Поэт, прозаик, драматург, литературный переводчик, журналист-публицист, редактор… Что главное из этих ваших ипостасей?

– Пожалуй, в первую очередь я стихотворец. Тешу себя надеждой, что мне удалось сочинить несколько, а то и несколько десятков стихотворений, достойных внимания не только моих современников, но и потомков. Одна из первых моих книг – книга стихов «Пентаграммы». Задумал, сочинил, проиллюстрировал и сверстал. Издана колоссальным тиражом в тысячу экземпляров, сегодня – библиографическая редкость. Следом вышло полное собрание стихотворных текстов Франсуа Вийона, над переводом которых я спорадически работал в течение 10 лет. Затем удалось издать книгу стихов и переводов со сложным названием «Волшебник, Отшельник и Шут», послужившую итогом моей работы за 20 лет.
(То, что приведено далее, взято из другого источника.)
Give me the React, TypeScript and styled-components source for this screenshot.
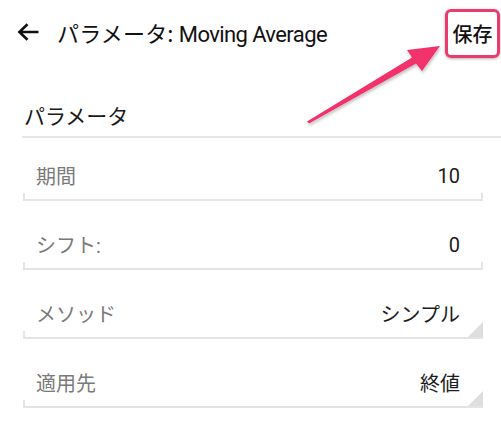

Затем – еще две книжки одновременно: «Deus Ex Machina» и «Гамлет». Сразу за ними – «Я просто Пушкин». Несколько лет спустя, в 2006-м, под эгидой Союза писателей вышла маленькая книжечка стихов «Вихри тепла», в прошлом году ее обошли по части микроскопичности и красоты «Конкорды» (Екатеринбургское издательство ОМТА), а в Москве (в издательстве «Русский Гулливер») выпустили подготовленный мною сборник стихов «Онейрокритикон». Единственной моей пьесой, поставленной на театральной сцене (если не считать оперных либретто), по сей день остается современная мистерия «Фауст навсегда».


О чем вы мечтаете сегодня – не в личном или глобальном плане, а в аспекте творчества?

– Мечтаю, чтобы трагическая импровизация «Сон в летнюю ночь» была поставлена на сцене нашего Камерного театра вслед за «Недорослем 2» и чтобы моя «Книга о вещах и веществах Materies» вышла в свет в виде подарочного издания тиражом хотя бы в 500 экземпляров (ее журнальный вариант, составивший ровно половину объема, был напечатан в двух книжках журнала «Урал» в конце 2006 г.). Все остальное в творчестве – из области вдохновения, а не мечты, не говоря о расчетах и планах.


Итак, 12 марта в 18:00 на сцене Камерного театра стартует проект «Классика – весна».

В авторском исполнении прозвучит трагическая импровизация на тему знаменитой комедии Шекспира «Сон в летнюю ночь».